Claudio Galimberti, chief economist, Rystad Energy commented, “This deal, if it holds, is the most workable outcome available to all parties at the table, which gives it a degree of credibility. Washington has an incentive to avoid a spike in gasoline prices ahead of the midterms, while Tehran is seeking sanctions relief and restored export revenues, and the global economy has a strong interest in keeping the Strait of Hormuz open.”

However the sequencing dispute, with both sides insisting the other must move first, remains the main barrier, while Lebanon continues to represent a wildcard that neither Washington nor Tehran fully controls, he notes. While a credible reopening of the Strait of Hormuz would be one of the most important developments for the global economy, a return to normalised market conditions immediately upon signature in Switzerland would look optimistic.

“It will take time for production to ramp back up, for logistics to normalise, and for the risk premium embedded in crude prices to dissipate, particularly given that the structural shift implied by the UAE’s exit from OPEC+ is not reversed by any near-term diplomatic outcome.

“If the deal holds, it will therefore represent a step in the right direction, and an important one at that, but still a step rather than a destination.”

Even if the agreement holds, it is likely to take some time for traffic through the Strait to return to pre-war levels, with marine insurance rates remaining at a high level, mines needing to be cleared, and tankers needing to be repositioned.

Restarting oil production and getting all the elements of the logistics and supply chain in place could take months.

Total pre-conflict supply across the six Gulf producers stood at 24.2mn bpd in January 2026; current output has fallen to 12.4 million bpd, Rystad notes. Saudi Arabia accounts for the largest single share of lost barrels at 3.8mn bpd, followed by Iraq at 2.8mn bpd and Kuwait at 2mn bpd.

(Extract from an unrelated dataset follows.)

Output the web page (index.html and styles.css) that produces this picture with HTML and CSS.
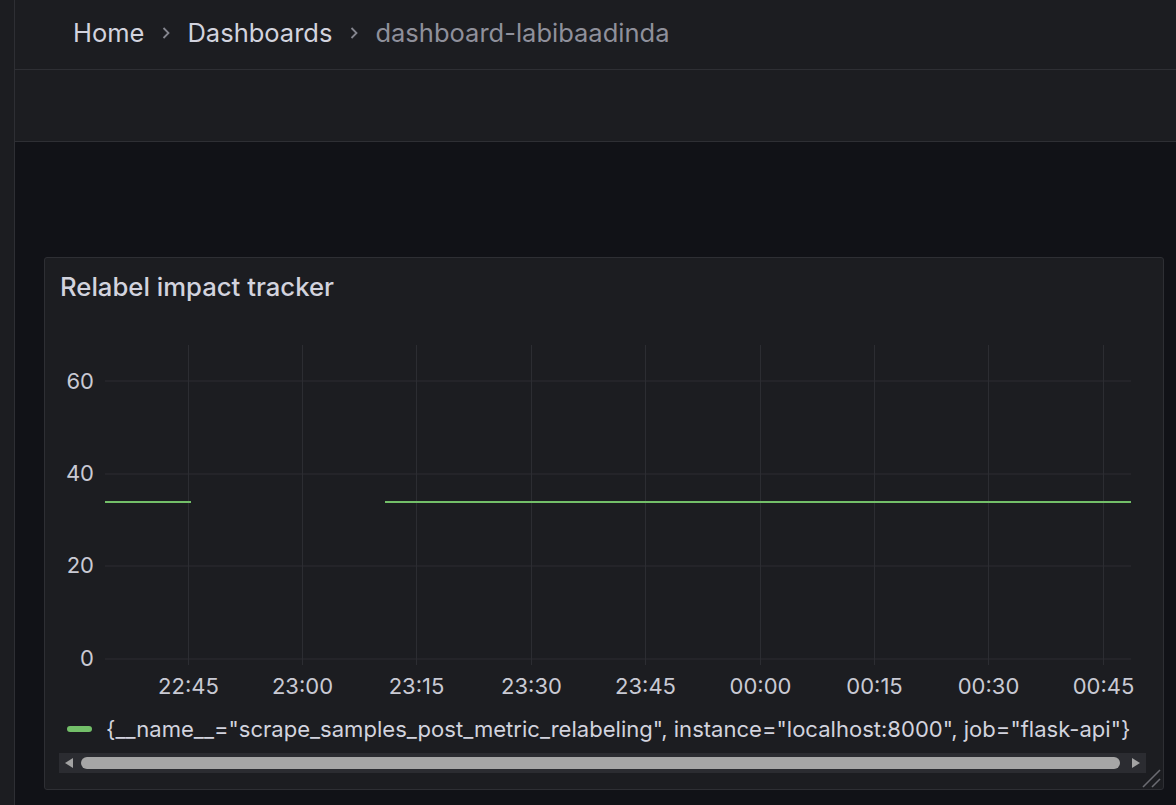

Energy consultancy Wood Mackenzie's view is that if the negotiations continue to make progress, and the Strait of Hormuz is reopened within a few weeks, oil supply from the strongest producers in the Gulf region can be restored relatively quickly, with shipping and logistics likely to be the bottleneck in the early phases of the recovery, rather than upstream producers.Countries with more complex assets, particularly Iraq, will take longer to recover, but could still return close to pre-war levels in six to nine months.

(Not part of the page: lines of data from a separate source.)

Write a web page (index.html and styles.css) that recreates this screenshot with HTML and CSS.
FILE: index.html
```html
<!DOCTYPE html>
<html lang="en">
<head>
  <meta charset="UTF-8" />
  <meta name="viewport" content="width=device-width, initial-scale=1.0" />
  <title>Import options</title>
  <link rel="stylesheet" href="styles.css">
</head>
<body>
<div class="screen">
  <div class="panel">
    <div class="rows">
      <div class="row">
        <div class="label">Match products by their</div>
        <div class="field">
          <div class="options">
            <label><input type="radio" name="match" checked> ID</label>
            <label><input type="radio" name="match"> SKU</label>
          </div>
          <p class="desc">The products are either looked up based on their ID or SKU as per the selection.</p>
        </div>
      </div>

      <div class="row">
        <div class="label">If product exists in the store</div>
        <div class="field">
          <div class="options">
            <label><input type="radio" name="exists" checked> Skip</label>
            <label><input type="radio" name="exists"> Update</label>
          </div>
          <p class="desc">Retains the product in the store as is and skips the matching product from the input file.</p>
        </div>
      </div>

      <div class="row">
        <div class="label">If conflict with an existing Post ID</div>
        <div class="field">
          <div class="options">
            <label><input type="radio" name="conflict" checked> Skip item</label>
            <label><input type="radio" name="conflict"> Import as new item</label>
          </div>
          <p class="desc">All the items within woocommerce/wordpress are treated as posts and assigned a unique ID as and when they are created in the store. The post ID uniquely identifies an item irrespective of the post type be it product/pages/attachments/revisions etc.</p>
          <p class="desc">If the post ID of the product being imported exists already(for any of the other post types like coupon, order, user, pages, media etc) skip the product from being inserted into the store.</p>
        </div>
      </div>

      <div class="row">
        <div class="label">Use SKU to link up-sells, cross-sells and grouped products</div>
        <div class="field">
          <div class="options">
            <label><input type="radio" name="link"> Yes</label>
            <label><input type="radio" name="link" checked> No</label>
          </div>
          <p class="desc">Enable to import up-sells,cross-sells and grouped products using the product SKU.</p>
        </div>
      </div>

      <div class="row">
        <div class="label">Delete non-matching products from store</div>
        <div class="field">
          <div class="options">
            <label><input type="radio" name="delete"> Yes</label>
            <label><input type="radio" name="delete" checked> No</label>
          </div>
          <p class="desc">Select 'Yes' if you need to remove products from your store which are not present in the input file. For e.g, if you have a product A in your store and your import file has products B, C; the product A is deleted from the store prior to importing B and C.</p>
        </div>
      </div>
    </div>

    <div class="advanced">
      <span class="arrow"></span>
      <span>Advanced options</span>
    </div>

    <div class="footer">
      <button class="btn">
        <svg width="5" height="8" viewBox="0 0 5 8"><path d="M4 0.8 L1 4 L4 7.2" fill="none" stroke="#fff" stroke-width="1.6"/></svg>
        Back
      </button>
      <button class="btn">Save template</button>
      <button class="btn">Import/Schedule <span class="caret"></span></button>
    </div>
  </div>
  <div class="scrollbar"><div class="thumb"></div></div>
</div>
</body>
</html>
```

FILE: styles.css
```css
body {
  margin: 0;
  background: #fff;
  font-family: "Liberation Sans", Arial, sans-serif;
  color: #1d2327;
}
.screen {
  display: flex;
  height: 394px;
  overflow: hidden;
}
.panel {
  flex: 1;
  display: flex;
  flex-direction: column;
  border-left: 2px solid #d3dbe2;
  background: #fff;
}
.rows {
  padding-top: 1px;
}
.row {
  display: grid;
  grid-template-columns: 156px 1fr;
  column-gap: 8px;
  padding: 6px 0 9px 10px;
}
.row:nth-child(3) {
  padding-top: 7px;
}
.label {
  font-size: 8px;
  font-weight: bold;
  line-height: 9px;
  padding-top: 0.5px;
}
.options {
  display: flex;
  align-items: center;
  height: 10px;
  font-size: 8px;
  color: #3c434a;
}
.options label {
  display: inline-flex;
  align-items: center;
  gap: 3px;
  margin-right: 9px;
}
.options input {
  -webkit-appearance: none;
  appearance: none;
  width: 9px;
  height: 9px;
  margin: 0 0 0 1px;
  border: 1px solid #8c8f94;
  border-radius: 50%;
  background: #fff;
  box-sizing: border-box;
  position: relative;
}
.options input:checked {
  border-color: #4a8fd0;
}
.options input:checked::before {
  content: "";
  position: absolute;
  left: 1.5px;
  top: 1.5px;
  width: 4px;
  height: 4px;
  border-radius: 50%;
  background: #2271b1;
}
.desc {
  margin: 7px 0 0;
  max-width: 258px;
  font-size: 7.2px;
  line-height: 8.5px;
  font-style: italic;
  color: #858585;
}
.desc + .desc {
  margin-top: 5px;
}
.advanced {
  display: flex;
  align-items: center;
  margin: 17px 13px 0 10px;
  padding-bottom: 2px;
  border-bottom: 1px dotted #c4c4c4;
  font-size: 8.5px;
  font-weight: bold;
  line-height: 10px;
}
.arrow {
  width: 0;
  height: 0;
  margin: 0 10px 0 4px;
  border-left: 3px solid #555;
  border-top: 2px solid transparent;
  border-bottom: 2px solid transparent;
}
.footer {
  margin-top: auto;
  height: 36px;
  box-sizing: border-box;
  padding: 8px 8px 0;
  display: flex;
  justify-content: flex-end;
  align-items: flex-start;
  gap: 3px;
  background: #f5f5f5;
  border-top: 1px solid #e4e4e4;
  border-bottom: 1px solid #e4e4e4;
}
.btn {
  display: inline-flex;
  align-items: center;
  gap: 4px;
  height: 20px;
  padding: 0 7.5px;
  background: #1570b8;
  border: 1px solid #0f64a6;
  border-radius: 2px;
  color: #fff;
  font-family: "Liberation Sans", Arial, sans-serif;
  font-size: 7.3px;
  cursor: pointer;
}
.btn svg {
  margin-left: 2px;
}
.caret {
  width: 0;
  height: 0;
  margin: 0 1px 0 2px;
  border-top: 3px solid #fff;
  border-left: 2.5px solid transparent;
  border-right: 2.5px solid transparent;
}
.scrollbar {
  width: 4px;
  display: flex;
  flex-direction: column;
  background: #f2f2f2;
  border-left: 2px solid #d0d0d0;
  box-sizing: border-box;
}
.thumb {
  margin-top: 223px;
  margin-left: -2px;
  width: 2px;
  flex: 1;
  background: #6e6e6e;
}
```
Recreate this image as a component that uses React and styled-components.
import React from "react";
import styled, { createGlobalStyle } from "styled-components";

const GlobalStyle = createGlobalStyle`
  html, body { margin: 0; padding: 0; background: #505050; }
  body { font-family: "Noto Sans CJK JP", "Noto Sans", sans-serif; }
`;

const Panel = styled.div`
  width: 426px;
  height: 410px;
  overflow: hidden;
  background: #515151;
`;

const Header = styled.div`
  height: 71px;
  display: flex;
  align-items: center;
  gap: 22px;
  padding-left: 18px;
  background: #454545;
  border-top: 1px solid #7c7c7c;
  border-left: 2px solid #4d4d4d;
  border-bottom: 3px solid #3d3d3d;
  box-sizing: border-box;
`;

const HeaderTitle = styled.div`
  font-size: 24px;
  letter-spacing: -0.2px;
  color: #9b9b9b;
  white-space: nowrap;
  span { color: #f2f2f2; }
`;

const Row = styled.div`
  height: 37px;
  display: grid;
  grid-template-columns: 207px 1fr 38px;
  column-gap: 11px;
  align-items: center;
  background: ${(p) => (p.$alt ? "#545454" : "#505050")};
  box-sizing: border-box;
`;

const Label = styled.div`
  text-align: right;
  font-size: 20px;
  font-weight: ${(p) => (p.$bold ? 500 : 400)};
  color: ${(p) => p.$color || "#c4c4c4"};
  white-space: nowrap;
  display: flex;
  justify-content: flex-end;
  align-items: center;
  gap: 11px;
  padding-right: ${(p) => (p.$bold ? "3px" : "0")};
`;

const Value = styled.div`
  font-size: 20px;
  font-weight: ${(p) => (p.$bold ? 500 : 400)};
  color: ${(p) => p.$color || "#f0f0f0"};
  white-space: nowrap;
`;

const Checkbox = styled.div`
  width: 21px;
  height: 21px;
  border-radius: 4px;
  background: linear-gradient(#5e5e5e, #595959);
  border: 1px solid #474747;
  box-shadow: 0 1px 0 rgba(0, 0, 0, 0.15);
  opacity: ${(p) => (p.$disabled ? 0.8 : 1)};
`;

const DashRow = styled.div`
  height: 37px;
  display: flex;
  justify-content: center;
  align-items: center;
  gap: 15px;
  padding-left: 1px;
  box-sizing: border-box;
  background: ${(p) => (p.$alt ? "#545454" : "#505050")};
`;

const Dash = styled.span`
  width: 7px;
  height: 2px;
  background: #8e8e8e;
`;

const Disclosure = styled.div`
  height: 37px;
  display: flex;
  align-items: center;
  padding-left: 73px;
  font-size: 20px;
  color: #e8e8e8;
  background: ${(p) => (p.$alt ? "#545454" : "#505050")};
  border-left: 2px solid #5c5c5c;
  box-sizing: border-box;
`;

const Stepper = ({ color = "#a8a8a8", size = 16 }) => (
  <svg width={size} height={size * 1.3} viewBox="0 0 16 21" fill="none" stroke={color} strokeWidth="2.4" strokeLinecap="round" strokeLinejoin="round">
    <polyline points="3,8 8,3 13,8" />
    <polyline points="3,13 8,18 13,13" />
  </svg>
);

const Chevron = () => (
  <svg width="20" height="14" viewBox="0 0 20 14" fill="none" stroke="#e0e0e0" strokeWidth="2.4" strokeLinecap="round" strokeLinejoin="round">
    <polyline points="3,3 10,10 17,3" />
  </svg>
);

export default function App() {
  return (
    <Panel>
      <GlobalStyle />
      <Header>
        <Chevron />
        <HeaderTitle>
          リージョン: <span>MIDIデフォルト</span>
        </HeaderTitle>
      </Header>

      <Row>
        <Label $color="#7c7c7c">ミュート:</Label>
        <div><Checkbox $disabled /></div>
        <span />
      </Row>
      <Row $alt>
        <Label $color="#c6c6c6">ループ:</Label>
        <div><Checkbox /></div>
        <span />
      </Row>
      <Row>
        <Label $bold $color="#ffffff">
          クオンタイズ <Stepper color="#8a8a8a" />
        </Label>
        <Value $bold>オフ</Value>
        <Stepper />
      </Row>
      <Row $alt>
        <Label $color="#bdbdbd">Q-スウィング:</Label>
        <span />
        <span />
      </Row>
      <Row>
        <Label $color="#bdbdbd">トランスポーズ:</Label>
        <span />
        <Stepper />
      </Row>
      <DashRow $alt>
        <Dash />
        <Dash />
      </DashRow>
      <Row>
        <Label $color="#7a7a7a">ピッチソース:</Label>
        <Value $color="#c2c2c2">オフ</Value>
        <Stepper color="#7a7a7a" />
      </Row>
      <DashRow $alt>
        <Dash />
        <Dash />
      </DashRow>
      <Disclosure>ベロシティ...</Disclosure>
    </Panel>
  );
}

Ed Crooks, vice chair Americas at Wood Mackenzie, says that while Interest in coal, renewables and nuclear power has grown, as has the focus on hydrocarbon assets outside the Middle East, particularly in the Americas, the structural advantages of the Gulf producers as sources of low-cost oil and gas have not changed.

"When exports can flow freely from the region again, they will be highly competitive in world markets," he said.